Dataset items:
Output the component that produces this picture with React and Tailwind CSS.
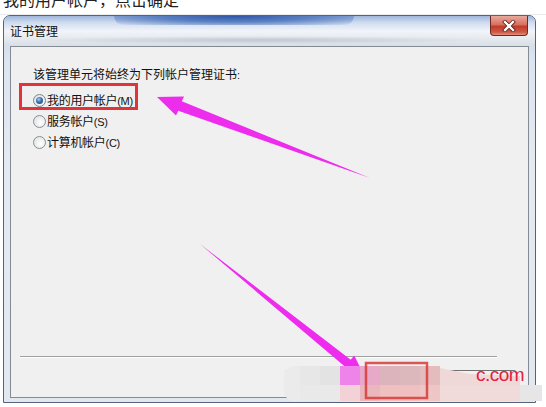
export default function App() {
  const lat = "font-['Liberation_Sans',sans-serif] text-[11px]";
  return (
    <div className="relative w-[546px] h-[407px] overflow-hidden bg-white text-black font-['Noto_Sans_CJK_SC','Noto_Sans',sans-serif]">
      {/* clipped caption text at top of page */}
      <div className="h-[15px] overflow-hidden border-b border-[#ececec]">
        <div className="mt-[-11px] pl-[3px] text-[16px] leading-[20px] text-[#222] whitespace-nowrap">
          我的用户帐户，点击确定
        </div>
      </div>

      {/* window */}
      <div className="relative ml-[3px] w-[533px] h-[388px] rounded-t-[7px] border border-[#56637a] bg-[linear-gradient(180deg,#c6d4e8_0%,#dde5f0_12%,#e4eaf1_40%,#e2e8ef_100%)] flex flex-col overflow-hidden">
        {/* title bar */}
        <div className="relative h-[30px] shrink-0 flex items-center pl-[6px] bg-[linear-gradient(180deg,#9fb6dc_0%,#cfdcef_22%,#f1f4f9_50%,#e6eaef_75%,#d7dee7_100%)]">
          <div className="absolute left-[110px] top-0 w-[240px] h-[9px] rounded-b-full bg-[radial-gradient(ellipse_at_50%_0%,#2d56a8_0%,#5a7fc2_45%,rgba(160,185,225,0)_100%)]" />
          <div className="absolute left-[20px] top-[20px] w-[470px] h-[8px] bg-[radial-gradient(ellipse_at_50%_50%,rgba(150,160,175,0.45)_0%,rgba(200,208,218,0)_70%)]" />
          <span className="relative text-[12px] leading-[14px] text-[#111]">证书管理</span>
          {/* close button */}
          <div className="absolute right-[7px] top-0 w-[38px] h-[20px] rounded-b-[4px] border border-t-0 border-[#6e2a22] bg-[linear-gradient(180deg,#e9aa9c_0%,#d8705f_45%,#c23a2c_55%,#cf5a45_85%,#e59080_100%)] flex items-center justify-center">
            <svg width="14" height="12" viewBox="0 0 14 12">
              <path d="M3 2 L11 10 M11 2 L3 10" stroke="#5a1a14" strokeWidth="4" strokeLinecap="square" />
              <path d="M3 2 L11 10 M11 2 L3 10" stroke="#ffffff" strokeWidth="2.4" strokeLinecap="square" />
            </svg>
          </div>
        </div>

        {/* client area */}
        <div className="relative mx-[6px] mb-[4px] flex-1 border border-[#858b93] bg-[#f0f0f0] flex flex-col">
          <div className="pt-[19px] pl-[22px] text-[12px] leading-[16px] text-[#111]">
            该管理单元将始终为下列帐户管理证书<span className={lat}>:</span>
          </div>
          <div className="mt-[7px] pl-[22px] flex flex-col text-[12px] text-[#111]">
            <div className="h-[21px] flex items-center gap-[1px]">
              <span className="w-[13px] h-[13px] rounded-full border border-[#7f8587] bg-[radial-gradient(circle_at_60%_60%,#ffffff_0%,#d9dcde_100%)] flex items-center justify-center">
                <span className="w-[7px] h-[7px] rounded-full bg-[radial-gradient(circle_at_40%_35%,#a8cdf2_0%,#3a6fb3_45%,#123c74_100%)]" />
              </span>
              <span className="leading-[14px] whitespace-nowrap tracking-[-0.3px]">我的用户帐户<span className={lat}>(M)</span></span>
            </div>
            <div className="h-[21px] flex items-center gap-[1px]">
              <span className="w-[13px] h-[13px] rounded-full border border-[#8a8f92] bg-[radial-gradient(circle_at_60%_60%,#ffffff_0%,#d9dcde_100%)]" />
              <span className="leading-[14px] whitespace-nowrap tracking-[-0.3px]">服务帐户<span className={lat}>(S)</span></span>
            </div>
            <div className="h-[21px] flex items-center gap-[1px]">
              <span className="w-[13px] h-[13px] rounded-full border border-[#8a8f92] bg-[radial-gradient(circle_at_60%_60%,#ffffff_0%,#d9dcde_100%)]" />
              <span className="leading-[14px] whitespace-nowrap tracking-[-0.3px]">计算机帐户<span className={lat}>(C)</span></span>
            </div>
          </div>

          {/* separator */}
          <div className="mt-[203px] ml-[9px] w-[477px] h-[2px] border-t border-[#a0a0a0] border-b border-b-white" />

          {/* buttons (labels hidden under the mosaic in the picture) */}
          <div className="mt-[12px] flex justify-end pr-[11px]">
            <div className="w-[72px] h-[23px] rounded-[3px] border border-[#707070] bg-[linear-gradient(180deg,#f2f2f2,#dcdcdc)]" />
            <div className="ml-[12px] w-[58px] h-[23px] rounded-[3px] border border-[#3c7fb1] bg-[linear-gradient(180deg,#f2f2f2,#dcdcdc)]" />
            <div className="ml-[20px] w-[70px] h-[23px] rounded-[3px] border border-[#707070] bg-[linear-gradient(180deg,#f2f2f2,#e6e6e6)]" />
          </div>
        </div>
      </div>

      {/* annotation: red box around first radio */}
      <div className="absolute left-[19px] top-[83px] w-[119px] h-[27px] border-[3px] border-[#e0343a]" />

      {/* arrows + mosaic */}
      <svg className="absolute inset-0 pointer-events-none" width="546" height="407" viewBox="0 0 546 407">
        <polygon points="157,97 184,96.5 181.8,101.3 370,178 178.2,110.7 176,115.5" fill="#ee2ced" />
        <polygon points="365,377 354.2,355.4 350.7,359.7 200,244 345.1,366.7 341.6,371" fill="#ee2ced" />

        {/* mosaic blocks */}
        <rect x="284" y="366" width="30" height="35" rx="10" fill="#ebebeb" />
        <rect x="300" y="366" width="20" height="19" fill="#e7e7e7" />
        <rect x="320" y="366" width="20" height="19" fill="#e3e3e3" />
        <rect x="340" y="366" width="20" height="19" fill="#ee84ea" />
        <rect x="360" y="366" width="20" height="19" fill="#e8a8c8" />
        <rect x="380" y="366" width="20" height="19" fill="#dcb4bc" />
        <rect x="400" y="366" width="20" height="19" fill="#dcb8bc" />
        <rect x="420" y="366" width="20" height="19" fill="#e4bcbe" />
        <polygon points="440,368 470,374 520,376 520,385 440,385" fill="#efd8d8" />
        <rect x="300" y="385" width="40" height="16" fill="#e9e9e9" />
        <rect x="340" y="385" width="20" height="16" fill="#f2d2d6" />
        <rect x="360" y="385" width="20" height="16" fill="#eab8bc" />
        <rect x="380" y="385" width="40" height="16" fill="#f0c0c0" />
        <rect x="420" y="385" width="20" height="16" fill="#eec6c6" />
        <rect x="440" y="385" width="80" height="16" fill="#f0dada" />
        <rect x="520" y="385" width="22" height="16" fill="#e6e6e6" />

        {/* red highlight on button */}
        <rect x="366" y="363" width="61" height="35" fill="none" stroke="#d63a3a" strokeWidth="2.5" strokeOpacity="0.85" />
      </svg>

      {/* watermark text */}
      <div className="absolute left-[476px] top-[364px] text-[19px] leading-[22px] text-[#e4203c] font-['Liberation_Sans',sans-serif] tracking-[-0.5px]">
        c.com
      </div>
    </div>
  );
}
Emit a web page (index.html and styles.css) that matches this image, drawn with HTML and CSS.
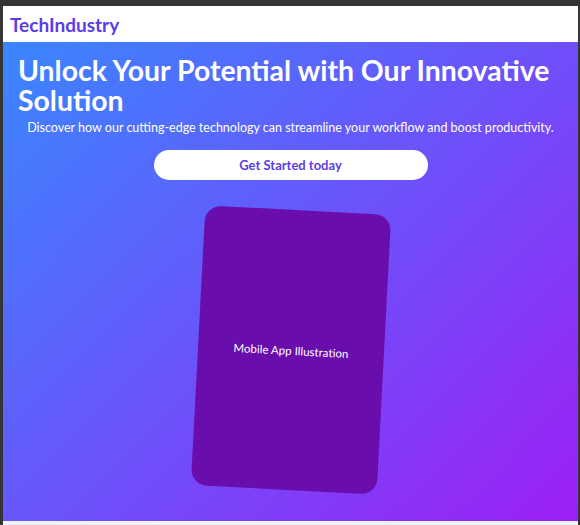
FILE: index.html
```html
<!DOCTYPE html>
<html lang="en">
<head>
<meta charset="utf-8">
<title>TechIndustry</title>
<link rel="stylesheet" href="styles.css">
</head>
<body>
<div class="page">
  <header class="site-header">
    <span class="logo">TechIndustry</span>
  </header>
  <section class="hero">
    <h1 class="hero-title">Unlock Your Potential with Our Innovative Solution</h1>
    <p class="hero-sub">Discover how our cutting-edge technology can streamline your workflow and boost productivity.</p>
    <div class="cta-row">
      <a class="cta" href="#">Get Started today</a>
    </div>
    <div class="mock-row">
      <div class="mock">Mobile App Illustration</div>
    </div>
  </section>
</div>
</body>
</html>
```
FILE: styles.css
```css
html, body {
  margin: 0;
  padding: 0;
}
body {
  background: #353535;
  padding: 6px 2px 0 3px;
  height: 525px;
  box-sizing: border-box;
  overflow: hidden;
  font-family: Lato, "Open Sans", sans-serif;
}
.page {
  background: #f0f4f8;
  height: 100%;
}
.site-header {
  height: 36px;
  background: #ffffff;
  display: flex;
  align-items: center;
  padding: 0 7px;
}
.logo {
  font-weight: 700;
  font-size: 19px;
  color: #5a3de6;
}
.hero {
  height: 479px;
  box-sizing: border-box;
  background: linear-gradient(135deg, #3a86ff 0%, #9d1ff4 100%);
  padding-top: 13px;
  color: #ffffff;
  overflow: hidden;
}
.hero-title {
  margin: 0;
  padding: 0 15px;
  font-size: 28.4px;
  line-height: 30px;
  font-weight: 700;
}
.hero-sub {
  margin: 4px 0 0;
  text-align: center;
  font-size: 12.5px;
  line-height: 18px;
  white-space: nowrap;
}
.cta-row {
  display: flex;
  justify-content: center;
  margin-top: 13px;
}
.cta {
  width: 274px;
  height: 30px;
  border-radius: 15px;
  background: #ffffff;
  color: #5a3de6;
  font-weight: 700;
  font-size: 13px;
  display: flex;
  align-items: center;
  justify-content: center;
  text-decoration: none;
}
.mock-row {
  display: flex;
  justify-content: center;
  margin-top: 30px;
}
.mock {
  width: 186px;
  height: 280px;
  border-radius: 16px;
  background: #6a0dad;
  transform: rotate(3deg);
  display: flex;
  align-items: center;
  justify-content: center;
  font-family: Lato, sans-serif;
  font-size: 11.5px;
  color: #ffffff;
}
```
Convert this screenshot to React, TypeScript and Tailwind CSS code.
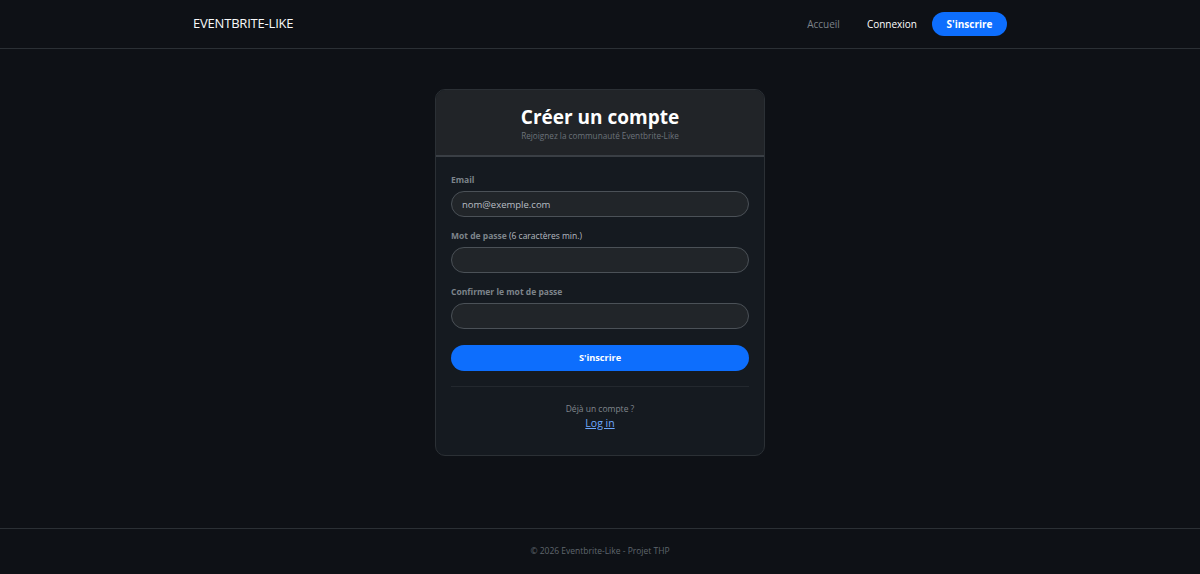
export default function App() {
  return (
    <div
      className="flex h-[574px] flex-col bg-[#0e1116] text-white"
      style={{ fontFamily: '"Open Sans", "Noto Sans", sans-serif' }}
    >
      {/* Navbar */}
      <nav className="h-[49px] shrink-0 border-b border-[#2b3035]">
        <div className="mx-auto flex h-full w-[814px] items-center justify-between">
          <span className="text-[13px] tracking-[-0.2px] text-[#f8f9fa]">EVENTBRITE-LIKE</span>
          <div className="flex items-center">
            <a className="text-[10px] text-[#7d838a]">Accueil</a>
            <a className="ml-[27px] text-[10px] text-white">Connexion</a>
            <button className="ml-[15px] h-[24px] w-[75px] rounded-full bg-[#0d6efd] text-[10px] font-bold text-white">
              S'inscrire
            </button>
          </div>
        </div>
      </nav>

      {/* Main */}
      <main className="flex flex-1 justify-center pt-[40px]">
        <div className="h-[367px] w-[330px] overflow-hidden rounded-[10px] border border-[#2b3035] bg-[#151a20]">
          <div className="flex h-[67px] flex-col items-center justify-center border-b-2 border-[#3a3f45] bg-[#212428]">
            <h1 className="text-[19px] font-bold leading-[24px] text-white">Créer un compte</h1>
            <p className="mt-[2px] text-[8.2px] leading-[10px] text-[#6c737a]">
              Rejoignez la communauté Eventbrite-Like
            </p>
          </div>

          <form className="px-[15px] pt-[17px]">
            <label className="block text-[8.5px] font-bold leading-[12px] text-[#7d848b]">Email</label>
            <input
              placeholder="nom@exemple.com"
              className="mt-[5px] block h-[26px] w-full rounded-full border border-[#4b5157] bg-[#212529] px-[10px] text-[9.5px] text-white placeholder:text-[#b8bec4] outline-none"
            />

            <label className="mt-[13px] block text-[8.5px] leading-[12px] text-[#7d848b]">
              <span className="font-bold">Mot de passe</span>{" "}
              <span className="text-[#b5bbc1]">(6 caractères min.)</span>
            </label>
            <input
              type="password"
              className="mt-[5px] block h-[26px] w-full rounded-full border border-[#4b5157] bg-[#212529] px-[10px] text-[11px] outline-none"
            />

            <label className="mt-[13px] block text-[8.5px] font-bold leading-[12px] text-[#7d848b]">
              Confirmer le mot de passe
            </label>
            <input
              type="password"
              className="mt-[5px] block h-[26px] w-full rounded-full border border-[#4b5157] bg-[#212529] px-[10px] text-[11px] outline-none"
            />

            <button
              type="button"
              className="mt-[16px] block h-[26px] w-full rounded-full bg-[#0d6efd] text-[9.2px] font-bold text-white"
            >
              S'inscrire
            </button>

            <div className="mt-[15px] border-t border-[#23282e]" />

            <div className="pt-[16px] text-center">
              <p className="text-[8.5px] leading-[12px] text-[#80868d]">Déjà un compte ?</p>
              <a className="mt-[1px] block text-[10.5px] leading-[14px] text-[#6ea8fe] underline">Log in</a>
            </div>
          </form>
        </div>
      </main>

      {/* Footer */}
      <footer className="flex h-[46px] shrink-0 items-center justify-center border-t border-[#2b3035]">
        <p className="text-[8.5px] text-[#5f666d]">© 2026 Eventbrite-Like - Projet THP</p>
      </footer>
    </div>
  );
}
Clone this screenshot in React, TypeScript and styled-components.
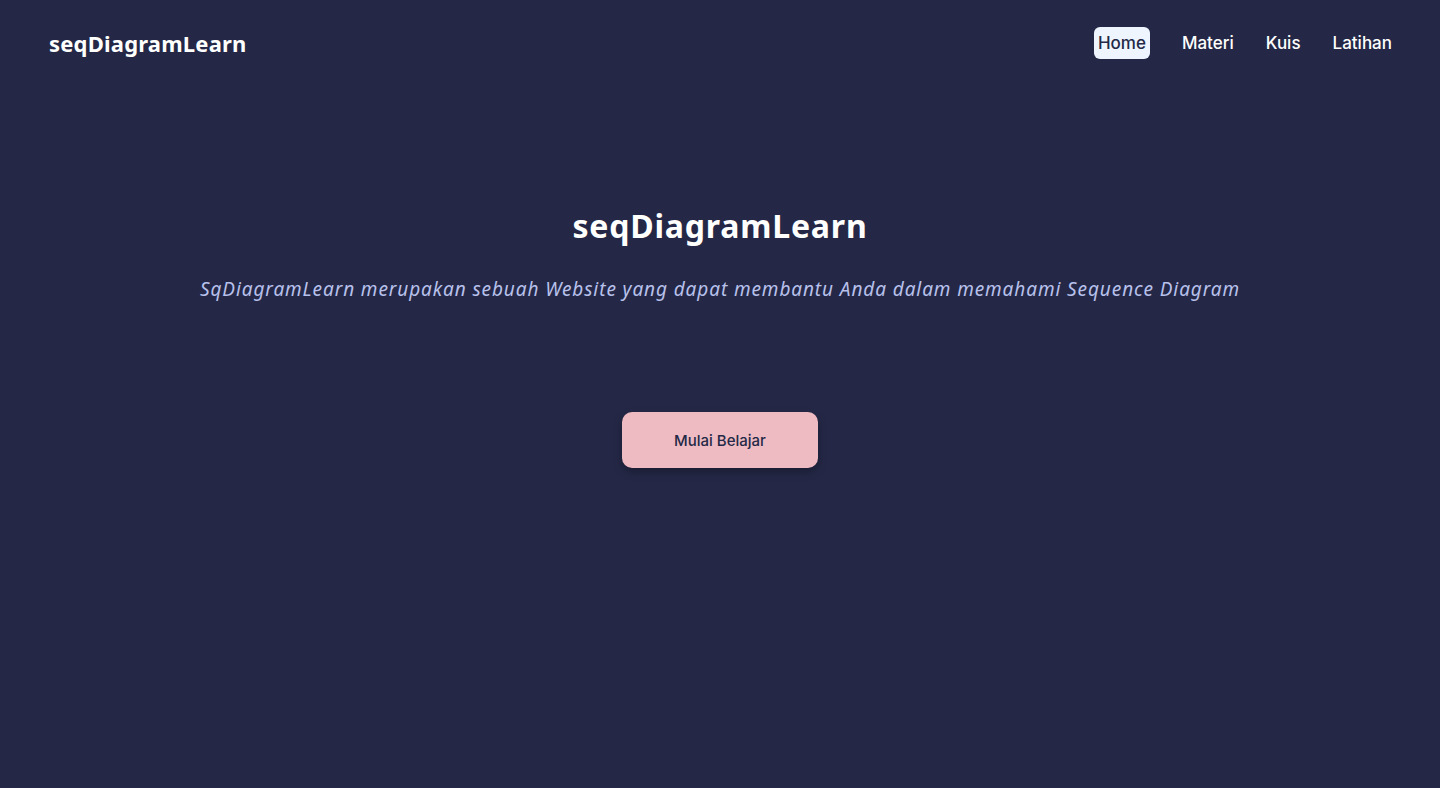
import React from 'react';
import styled, { createGlobalStyle } from 'styled-components';

const GlobalStyle = createGlobalStyle`
  html, body {
    margin: 0;
    padding: 0;
    background: #242846;
  }
  body {
    font-family: Inter, "Noto Sans", sans-serif;
  }
`

const Page = styled.div`
  min-height: 788px;
  background: #242846;
  display: flex;
  flex-direction: column;
`

const Header = styled.header`
  height: 86px;
  padding: 0 44px 0 49px;
  display: flex;
  align-items: center;
  justify-content: space-between;
`

const Brand = styled.div`
  font-family: "Noto Sans", sans-serif;
  font-weight: 700;
  font-size: 22px;
  letter-spacing: 0.2px;
  color: #fffffe;
`

const Nav = styled.nav`
  display: flex;
  align-items: center;
  gap: 24px;
`

const NavItem = styled.a<{ $active?: boolean }>`
  font-family: Inter, sans-serif;
  font-weight: 500;
  font-size: 17px;
  line-height: 32px;
  padding: 0 4px;
  border-radius: 6px;
  cursor: pointer;
  color: ${p => (p.$active ? '#232946' : '#fffffe')};
  background: ${p => (p.$active ? '#eef5ff' : 'transparent')};
  &:first-child {
    margin-right: 4px;
  }
`

const Hero = styled.main`
  display: flex;
  flex-direction: column;
  align-items: center;
  padding-top: 118px;
`

const Title = styled.h1`
  margin: 0;
  font-family: "Noto Sans", sans-serif;
  font-weight: 700;
  font-size: 32px;
  letter-spacing: 0.8px;
  line-height: 44px;
  color: #fffffe;
`

const Subtitle = styled.p`
  margin: 28px 0 0;
  font-family: "Noto Sans", sans-serif;
  font-style: italic;
  font-size: 19px;
  letter-spacing: 0.9px;
  line-height: 26px;
  color: #b8c1ec;
`

const StartButton = styled.button`
  margin-top: 110px;
  width: 196px;
  height: 56px;
  border: none;
  border-radius: 10px;
  background: #eebbc3;
  color: #232946;
  font-family: Inter, sans-serif;
  font-weight: 500;
  font-size: 15px;
  box-shadow: 0 4px 8px rgba(0, 0, 0, 0.3);
  cursor: pointer;
`

const links = ['Home', 'Materi', 'Kuis', 'Latihan'];

const App: React.FC = () => {
    return (
        <Page>
            <GlobalStyle />
            <Header>
                <Brand>seqDiagramLearn</Brand>
                <Nav>
                    {links.map(l => (
                        <NavItem key={l} $active={l === 'Home'}>{l}</NavItem>
                    ))}
                </Nav>
            </Header>
            <Hero>
                <Title>seqDiagramLearn</Title>
                <Subtitle>SqDiagramLearn merupakan sebuah Website yang dapat membantu Anda dalam memahami Sequence Diagram</Subtitle>
                <StartButton>Mulai Belajar</StartButton>
            </Hero>
        </Page>
    )
}

export default App;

What to work on: Isolate the lines above that contain the word "picture" and copy them.

Exercise output:
Output the component that produces this picture with React and Tailwind CSS.
          {/* buttons (labels hidden under the mosaic in the picture) */}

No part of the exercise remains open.